* [REQUIRED WORK] Give the number of lines in the records below that include "page", and nothing more.

* [MATERIAL FOR THIS EXERCISE]
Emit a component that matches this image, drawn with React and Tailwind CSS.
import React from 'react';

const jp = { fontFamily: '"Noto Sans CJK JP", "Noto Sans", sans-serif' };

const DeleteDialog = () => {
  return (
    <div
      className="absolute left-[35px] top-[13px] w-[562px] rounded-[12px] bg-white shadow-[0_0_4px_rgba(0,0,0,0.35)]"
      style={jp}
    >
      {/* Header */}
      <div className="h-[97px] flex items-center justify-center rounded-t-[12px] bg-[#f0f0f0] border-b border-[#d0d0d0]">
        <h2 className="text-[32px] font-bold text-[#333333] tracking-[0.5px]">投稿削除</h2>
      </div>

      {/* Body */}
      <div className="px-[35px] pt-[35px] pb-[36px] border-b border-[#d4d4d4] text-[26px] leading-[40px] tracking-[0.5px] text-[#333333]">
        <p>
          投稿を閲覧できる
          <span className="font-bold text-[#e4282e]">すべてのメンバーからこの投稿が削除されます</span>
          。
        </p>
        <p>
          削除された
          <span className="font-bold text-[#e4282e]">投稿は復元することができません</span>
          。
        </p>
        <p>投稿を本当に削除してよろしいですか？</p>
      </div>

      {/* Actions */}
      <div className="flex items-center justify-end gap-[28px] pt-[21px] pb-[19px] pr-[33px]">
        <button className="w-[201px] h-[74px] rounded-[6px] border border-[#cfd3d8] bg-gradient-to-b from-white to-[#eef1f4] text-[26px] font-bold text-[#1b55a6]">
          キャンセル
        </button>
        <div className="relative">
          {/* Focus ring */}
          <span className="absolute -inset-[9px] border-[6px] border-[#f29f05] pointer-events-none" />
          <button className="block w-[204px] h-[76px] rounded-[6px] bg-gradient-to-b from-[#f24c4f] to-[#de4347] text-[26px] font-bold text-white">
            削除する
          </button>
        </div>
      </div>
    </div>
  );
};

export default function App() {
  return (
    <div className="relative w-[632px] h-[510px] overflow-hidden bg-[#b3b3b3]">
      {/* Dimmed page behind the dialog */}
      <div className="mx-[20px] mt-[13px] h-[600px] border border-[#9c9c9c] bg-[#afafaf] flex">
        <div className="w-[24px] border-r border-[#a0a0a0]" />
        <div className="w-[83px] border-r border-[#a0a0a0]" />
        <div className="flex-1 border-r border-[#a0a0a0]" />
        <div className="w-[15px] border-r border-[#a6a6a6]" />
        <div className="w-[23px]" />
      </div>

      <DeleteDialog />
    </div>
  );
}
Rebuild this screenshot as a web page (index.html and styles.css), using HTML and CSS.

* [SOLUTION] 2